*JOB*.
Without including any images, repeat the data exactly.

*SUPPLIED MATERIAL*.
# # # #

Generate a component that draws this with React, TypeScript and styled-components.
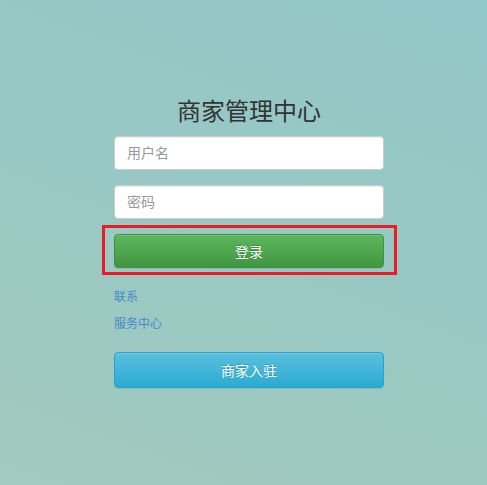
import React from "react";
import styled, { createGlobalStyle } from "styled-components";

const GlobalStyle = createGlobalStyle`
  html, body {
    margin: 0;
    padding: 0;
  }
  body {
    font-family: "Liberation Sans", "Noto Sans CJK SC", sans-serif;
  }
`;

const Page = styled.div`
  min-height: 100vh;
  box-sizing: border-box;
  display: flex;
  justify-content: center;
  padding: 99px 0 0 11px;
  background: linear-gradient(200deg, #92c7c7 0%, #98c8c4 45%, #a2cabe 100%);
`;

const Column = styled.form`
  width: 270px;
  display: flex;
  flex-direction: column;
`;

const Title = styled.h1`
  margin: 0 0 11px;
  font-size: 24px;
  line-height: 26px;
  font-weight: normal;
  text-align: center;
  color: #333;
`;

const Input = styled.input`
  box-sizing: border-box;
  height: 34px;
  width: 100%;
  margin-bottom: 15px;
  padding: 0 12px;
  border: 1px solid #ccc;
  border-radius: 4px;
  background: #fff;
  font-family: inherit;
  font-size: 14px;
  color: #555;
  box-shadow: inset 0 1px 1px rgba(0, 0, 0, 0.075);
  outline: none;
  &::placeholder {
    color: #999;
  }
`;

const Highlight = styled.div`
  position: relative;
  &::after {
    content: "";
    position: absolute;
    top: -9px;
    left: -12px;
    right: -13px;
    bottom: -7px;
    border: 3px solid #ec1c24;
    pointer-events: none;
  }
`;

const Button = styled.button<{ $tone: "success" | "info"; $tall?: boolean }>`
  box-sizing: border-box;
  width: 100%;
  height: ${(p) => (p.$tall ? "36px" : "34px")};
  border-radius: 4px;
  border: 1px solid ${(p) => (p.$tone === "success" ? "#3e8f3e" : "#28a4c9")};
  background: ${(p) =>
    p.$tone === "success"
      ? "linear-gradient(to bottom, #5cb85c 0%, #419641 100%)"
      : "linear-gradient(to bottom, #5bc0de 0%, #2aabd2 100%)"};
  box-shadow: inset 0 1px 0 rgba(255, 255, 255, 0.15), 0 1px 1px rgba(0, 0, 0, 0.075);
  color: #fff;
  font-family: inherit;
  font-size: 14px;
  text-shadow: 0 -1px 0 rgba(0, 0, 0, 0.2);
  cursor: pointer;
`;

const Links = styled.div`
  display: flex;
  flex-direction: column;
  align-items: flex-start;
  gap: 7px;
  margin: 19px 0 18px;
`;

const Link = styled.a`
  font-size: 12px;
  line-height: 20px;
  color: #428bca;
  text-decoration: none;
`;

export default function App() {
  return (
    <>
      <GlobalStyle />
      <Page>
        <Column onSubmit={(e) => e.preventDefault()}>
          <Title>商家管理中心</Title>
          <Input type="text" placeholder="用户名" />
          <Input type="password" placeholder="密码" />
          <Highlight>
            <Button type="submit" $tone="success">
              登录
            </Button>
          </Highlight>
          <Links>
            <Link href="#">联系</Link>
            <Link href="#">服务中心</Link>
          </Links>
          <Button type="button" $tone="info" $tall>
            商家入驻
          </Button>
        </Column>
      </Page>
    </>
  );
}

# # # #

*RESPONSE TO THE TASK*.
Generate a component that draws this with React, TypeScript and styled-components.
import React from "react";
import styled, { createGlobalStyle } from "styled-components";

const GlobalStyle = createGlobalStyle`
  html, body {
    margin: 0;
    padding: 0;
  }
  body {
    font-family: "Liberation Sans", "Noto Sans CJK SC", sans-serif;
  }
`;

const Page = styled.div`
  min-height: 100vh;
  box-sizing: border-box;
  display: flex;
  justify-content: center;
  padding: 99px 0 0 11px;
  background: linear-gradient(200deg, #92c7c7 0%, #98c8c4 45%, #a2cabe 100%);
`;

const Column = styled.form`
  width: 270px;
  display: flex;
  flex-direction: column;
`;

const Title = styled.h1`
  margin: 0 0 11px;
  font-size: 24px;
  line-height: 26px;
  font-weight: normal;
  text-align: center;
  color: #333;
`;

const Input = styled.input`
  box-sizing: border-box;
  height: 34px;
  width: 100%;
  margin-bottom: 15px;
  padding: 0 12px;
  border: 1px solid #ccc;
  border-radius: 4px;
  background: #fff;
  font-family: inherit;
  font-size: 14px;
  color: #555;
  box-shadow: inset 0 1px 1px rgba(0, 0, 0, 0.075);
  outline: none;
  &::placeholder {
    color: #999;
  }
`;

const Highlight = styled.div`
  position: relative;
  &::after {
    content: "";
    position: absolute;
    top: -9px;
    left: -12px;
    right: -13px;
    bottom: -7px;
    border: 3px solid #ec1c24;
    pointer-events: none;
  }
`;

const Button = styled.button<{ $tone: "success" | "info"; $tall?: boolean }>`
  box-sizing: border-box;
  width: 100%;
  height: ${(p) => (p.$tall ? "36px" : "34px")};
  border-radius: 4px;
  border: 1px solid ${(p) => (p.$tone === "success" ? "#3e8f3e" : "#28a4c9")};
  background: ${(p) =>
    p.$tone === "success"
      ? "linear-gradient(to bottom, #5cb85c 0%, #419641 100%)"
      : "linear-gradient(to bottom, #5bc0de 0%, #2aabd2 100%)"};
  box-shadow: inset 0 1px 0 rgba(255, 255, 255, 0.15), 0 1px 1px rgba(0, 0, 0, 0.075);
  color: #fff;
  font-family: inherit;
  font-size: 14px;
  text-shadow: 0 -1px 0 rgba(0, 0, 0, 0.2);
  cursor: pointer;
`;

const Links = styled.div`
  display: flex;
  flex-direction: column;
  align-items: flex-start;
  gap: 7px;
  margin: 19px 0 18px;
`;

const Link = styled.a`
  font-size: 12px;
  line-height: 20px;
  color: #428bca;
  text-decoration: none;
`;

export default function App() {
  return (
    <>
      <GlobalStyle />
      <Page>
        <Column onSubmit={(e) => e.preventDefault()}>
          <Title>商家管理中心</Title>
          <Input type="text" placeholder="用户名" />
          <Input type="password" placeholder="密码" />
          <Highlight>
            <Button type="submit" $tone="success">
              登录
            </Button>
          </Highlight>
          <Links>
            <Link href="#">联系</Link>
            <Link href="#">服务中心</Link>
          </Links>
          <Button type="button" $tone="info" $tall>
            商家入驻
          </Button>
        </Column>
      </Page>
    </>
  );
}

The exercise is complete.